The easiest way to avoid this is to track the blank nodes on the path we've seen; if we see one of those nodes again then we've hit a cycle and should raise an error.

This gives the original code. Note that undefined objects will be represented as an empty dictionary.

class CycleError(Exception): pass
    
def graph_to_dict(graph, root, seen=frozenset()):
    result = {}
    for predicate, obj in graph.predicate_objects(root):
        predicate = predicate.toPython()
        if obj in seen:
            raise CycleError(
                f"Cyclic reference to {obj} in {graph.identifier}")
        elif type(obj) == rdflib.term.BNode:
            obj = graph_to_dict(graph, obj, seen.union([obj]))
        else:
            obj = obj.toPython()
        result[predicate] = result.get(predicate, []) + [obj]
    return result

Finding root nodes

Now that we can convert a blank node to a dictionary, we need a way to find the relevant blank nodes. One strategy is just to get all the blank node subjects:

def get_blank_subjects(graph):
    """Returns all blank subjects in graph"""
    return frozenset(s for s in graph.subjects() if type(s) == rdflib.term.BNode)

But some subjects are just used as objects of other subjects (e.g. an address in a job listing); so we could just use the ones that are not an object.

def get_blank_objects(graph):
    """Returns all blank objects in graph"""
    return frozenset(o for o in graph.objects() if type(o) == rdflib.term.BNode)


def get_root_blanks(graph):
    """Returns all blank nodes that are not objects of any triple"""
    return get_blank_subjects(graph) - get_blank_objects(graph)
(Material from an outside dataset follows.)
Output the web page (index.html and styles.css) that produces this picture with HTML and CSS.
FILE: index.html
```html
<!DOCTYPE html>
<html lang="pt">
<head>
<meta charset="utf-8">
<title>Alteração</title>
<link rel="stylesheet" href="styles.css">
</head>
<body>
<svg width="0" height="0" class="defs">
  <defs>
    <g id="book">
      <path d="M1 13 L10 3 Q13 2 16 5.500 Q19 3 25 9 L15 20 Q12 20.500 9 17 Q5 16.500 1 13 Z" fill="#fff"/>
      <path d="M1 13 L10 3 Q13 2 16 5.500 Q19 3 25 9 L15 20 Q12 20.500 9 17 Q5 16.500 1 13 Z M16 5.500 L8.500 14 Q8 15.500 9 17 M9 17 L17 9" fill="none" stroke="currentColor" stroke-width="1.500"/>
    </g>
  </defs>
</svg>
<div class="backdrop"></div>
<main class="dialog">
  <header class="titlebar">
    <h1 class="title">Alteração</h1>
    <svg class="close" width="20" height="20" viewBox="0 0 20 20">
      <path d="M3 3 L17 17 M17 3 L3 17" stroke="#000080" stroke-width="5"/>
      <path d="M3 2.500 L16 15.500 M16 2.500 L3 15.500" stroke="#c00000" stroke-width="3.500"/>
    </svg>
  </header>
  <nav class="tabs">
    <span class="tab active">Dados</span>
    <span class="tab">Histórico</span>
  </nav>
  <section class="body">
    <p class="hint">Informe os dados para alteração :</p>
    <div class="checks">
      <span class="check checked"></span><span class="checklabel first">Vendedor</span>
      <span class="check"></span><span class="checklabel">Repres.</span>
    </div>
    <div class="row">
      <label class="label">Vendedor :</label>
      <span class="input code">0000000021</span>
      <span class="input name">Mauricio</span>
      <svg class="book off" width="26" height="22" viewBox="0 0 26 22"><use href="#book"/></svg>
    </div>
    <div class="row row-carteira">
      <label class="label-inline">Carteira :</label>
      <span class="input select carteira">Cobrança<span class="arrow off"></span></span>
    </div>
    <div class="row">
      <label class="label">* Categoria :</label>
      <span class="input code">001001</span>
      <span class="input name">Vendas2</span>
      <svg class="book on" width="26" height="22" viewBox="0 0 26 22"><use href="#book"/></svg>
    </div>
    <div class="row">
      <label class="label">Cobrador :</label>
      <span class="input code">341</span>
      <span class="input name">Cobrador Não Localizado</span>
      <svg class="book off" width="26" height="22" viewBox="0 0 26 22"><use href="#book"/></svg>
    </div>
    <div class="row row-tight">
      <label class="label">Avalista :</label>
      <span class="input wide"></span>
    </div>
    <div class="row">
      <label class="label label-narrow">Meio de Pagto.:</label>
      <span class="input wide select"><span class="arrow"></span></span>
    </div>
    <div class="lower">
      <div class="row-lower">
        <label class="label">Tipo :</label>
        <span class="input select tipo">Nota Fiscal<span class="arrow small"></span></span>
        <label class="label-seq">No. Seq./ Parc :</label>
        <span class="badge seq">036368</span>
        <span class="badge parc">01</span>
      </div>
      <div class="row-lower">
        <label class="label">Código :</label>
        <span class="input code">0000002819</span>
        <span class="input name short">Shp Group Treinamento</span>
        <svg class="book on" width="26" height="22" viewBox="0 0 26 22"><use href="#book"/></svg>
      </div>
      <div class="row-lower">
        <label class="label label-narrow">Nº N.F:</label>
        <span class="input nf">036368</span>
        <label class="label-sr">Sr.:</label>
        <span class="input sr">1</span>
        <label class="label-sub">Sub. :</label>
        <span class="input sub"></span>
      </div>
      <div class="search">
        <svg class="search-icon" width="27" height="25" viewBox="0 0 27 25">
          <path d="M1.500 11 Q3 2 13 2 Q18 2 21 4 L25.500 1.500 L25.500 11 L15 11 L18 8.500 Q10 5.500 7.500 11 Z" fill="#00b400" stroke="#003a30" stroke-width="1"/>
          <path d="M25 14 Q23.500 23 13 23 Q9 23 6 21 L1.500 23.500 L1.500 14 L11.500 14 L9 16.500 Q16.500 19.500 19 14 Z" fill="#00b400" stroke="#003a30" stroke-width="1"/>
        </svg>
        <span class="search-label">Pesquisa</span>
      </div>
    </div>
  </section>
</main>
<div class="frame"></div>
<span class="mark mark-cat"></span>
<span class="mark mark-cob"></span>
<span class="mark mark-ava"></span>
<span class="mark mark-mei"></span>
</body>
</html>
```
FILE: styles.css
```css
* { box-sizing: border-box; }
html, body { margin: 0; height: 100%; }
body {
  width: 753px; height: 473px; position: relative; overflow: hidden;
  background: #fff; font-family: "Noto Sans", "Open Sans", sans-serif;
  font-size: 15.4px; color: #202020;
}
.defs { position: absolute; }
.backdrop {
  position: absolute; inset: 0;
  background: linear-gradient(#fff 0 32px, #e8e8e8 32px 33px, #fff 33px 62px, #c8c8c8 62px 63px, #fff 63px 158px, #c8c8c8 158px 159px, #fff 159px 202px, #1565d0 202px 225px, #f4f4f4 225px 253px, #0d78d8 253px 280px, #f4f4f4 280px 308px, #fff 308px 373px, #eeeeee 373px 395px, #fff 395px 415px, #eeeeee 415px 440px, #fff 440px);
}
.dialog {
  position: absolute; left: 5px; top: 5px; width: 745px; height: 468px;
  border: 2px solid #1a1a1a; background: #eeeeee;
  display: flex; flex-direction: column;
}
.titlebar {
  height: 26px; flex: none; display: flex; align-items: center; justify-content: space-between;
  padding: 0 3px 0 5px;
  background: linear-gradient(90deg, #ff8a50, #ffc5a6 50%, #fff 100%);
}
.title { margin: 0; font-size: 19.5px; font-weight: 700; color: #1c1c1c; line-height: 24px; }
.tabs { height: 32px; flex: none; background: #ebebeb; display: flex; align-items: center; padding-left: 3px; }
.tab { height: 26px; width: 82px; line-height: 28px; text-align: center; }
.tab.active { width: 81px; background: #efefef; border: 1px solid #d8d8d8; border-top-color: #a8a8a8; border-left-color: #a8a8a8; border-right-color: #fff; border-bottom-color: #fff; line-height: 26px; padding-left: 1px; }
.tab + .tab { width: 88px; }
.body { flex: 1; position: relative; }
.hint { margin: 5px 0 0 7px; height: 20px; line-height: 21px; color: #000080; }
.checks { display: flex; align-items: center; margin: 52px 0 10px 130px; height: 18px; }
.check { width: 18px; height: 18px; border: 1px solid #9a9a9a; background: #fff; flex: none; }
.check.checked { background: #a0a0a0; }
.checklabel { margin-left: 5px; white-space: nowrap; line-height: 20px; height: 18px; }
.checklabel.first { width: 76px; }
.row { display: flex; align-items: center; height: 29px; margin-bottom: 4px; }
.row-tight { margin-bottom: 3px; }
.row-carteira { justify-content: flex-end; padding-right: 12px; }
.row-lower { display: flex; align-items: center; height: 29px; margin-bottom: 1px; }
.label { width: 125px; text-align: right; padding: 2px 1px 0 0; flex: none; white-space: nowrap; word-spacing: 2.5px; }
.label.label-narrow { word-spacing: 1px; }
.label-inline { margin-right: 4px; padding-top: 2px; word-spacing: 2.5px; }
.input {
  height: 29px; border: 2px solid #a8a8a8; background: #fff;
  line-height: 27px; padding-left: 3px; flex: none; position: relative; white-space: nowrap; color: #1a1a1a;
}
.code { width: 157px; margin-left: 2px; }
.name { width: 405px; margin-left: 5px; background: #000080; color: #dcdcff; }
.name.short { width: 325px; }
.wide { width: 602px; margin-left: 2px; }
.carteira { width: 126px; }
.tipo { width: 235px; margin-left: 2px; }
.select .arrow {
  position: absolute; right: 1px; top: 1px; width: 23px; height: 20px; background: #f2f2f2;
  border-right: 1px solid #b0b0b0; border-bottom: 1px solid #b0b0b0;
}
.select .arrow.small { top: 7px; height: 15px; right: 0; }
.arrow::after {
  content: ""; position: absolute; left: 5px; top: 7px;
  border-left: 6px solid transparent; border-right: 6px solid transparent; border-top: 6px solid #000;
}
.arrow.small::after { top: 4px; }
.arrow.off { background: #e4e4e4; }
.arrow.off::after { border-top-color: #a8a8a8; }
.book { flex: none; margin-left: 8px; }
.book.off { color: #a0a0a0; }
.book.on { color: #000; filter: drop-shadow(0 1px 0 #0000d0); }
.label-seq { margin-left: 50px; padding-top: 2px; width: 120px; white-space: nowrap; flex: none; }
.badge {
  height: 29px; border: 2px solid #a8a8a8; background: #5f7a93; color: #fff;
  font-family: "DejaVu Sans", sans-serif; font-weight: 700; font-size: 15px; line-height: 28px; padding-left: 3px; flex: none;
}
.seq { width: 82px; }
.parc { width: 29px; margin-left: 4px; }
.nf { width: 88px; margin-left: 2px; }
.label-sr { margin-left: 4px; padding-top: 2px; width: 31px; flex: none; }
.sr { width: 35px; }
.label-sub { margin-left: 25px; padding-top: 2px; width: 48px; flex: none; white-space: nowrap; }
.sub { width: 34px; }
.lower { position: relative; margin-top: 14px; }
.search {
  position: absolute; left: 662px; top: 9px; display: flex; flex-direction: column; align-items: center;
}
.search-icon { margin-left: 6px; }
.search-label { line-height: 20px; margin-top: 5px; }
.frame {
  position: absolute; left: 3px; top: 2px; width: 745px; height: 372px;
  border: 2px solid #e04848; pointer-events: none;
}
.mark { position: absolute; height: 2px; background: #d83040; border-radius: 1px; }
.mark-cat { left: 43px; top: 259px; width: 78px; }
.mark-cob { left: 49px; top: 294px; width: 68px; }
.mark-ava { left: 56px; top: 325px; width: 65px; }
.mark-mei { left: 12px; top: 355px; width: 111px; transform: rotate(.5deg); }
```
A different strategy is to get all the items of a certain RDF type. Many objects have some RDF type which is defined in schema.org:

from rdflib.namespaces import RDF, SDO
def get_blanks_of_sdo_type(graph, sdo_type):
    rdf_type = SDO[sdo_type]
    for subject in graph.subjects(RDF.type, rdf_type):
        if isinstance(subject, rdflib.term.BNode):
            yield subject

There's one problem with this: SDO refers to the namespace https://schema.org/, whereas in practice most of the nodes use http://schema.org. This means we lose most of our nodes using this approach! According to the schema.org FAQ either is fine, and I've raised an issue in RDFLib to discuss it. In the meantime we have to manually try both:

from rdflib.namespace import Namespace
SDO_NAMESPACES = [Namespace('http://schema.org/'), Namespace('https://schema.org/')]
def get_blanks_of_sdo_type(graph, sdo_type):
    for namespace in SDO_NAMESPACES:
        rdf_type = namespace[sdo_type]
        for subject in graph.subjects(rdflib.namespace.RDF.type, rdf_type):
            if type(subject) == rdflib.term.BNode:
                yield subject

Stitching it all together

We can stick these together with our nquad streaming solution to get dictionaries of lists of a given type.

def extract_nquads_of_type(lines, sdo_type):
    for graph in parse_nquads(lines):
        for node in get_blanks_of_sdo_type(graph, sdo_type):
            yield graph_to_dict(graph, node)
            
with gzip.open('nquads.gz', 'rt') as f:
  # Extract all job postings
  for d in extract_nquads_of_type(f, 'JobPosting'):
    ...

There's still a few things that need to be done to make this usable. There are many properties that almost always occur only once (although this doesn't seem to be in the specification at all), and so it would be much nicer to represent it as a single object and not a list. Also the property names are typically very long, being URIs and it would be useful to shorten them. But now we have the data in a form where we can analyse them and build better transformations for each schema.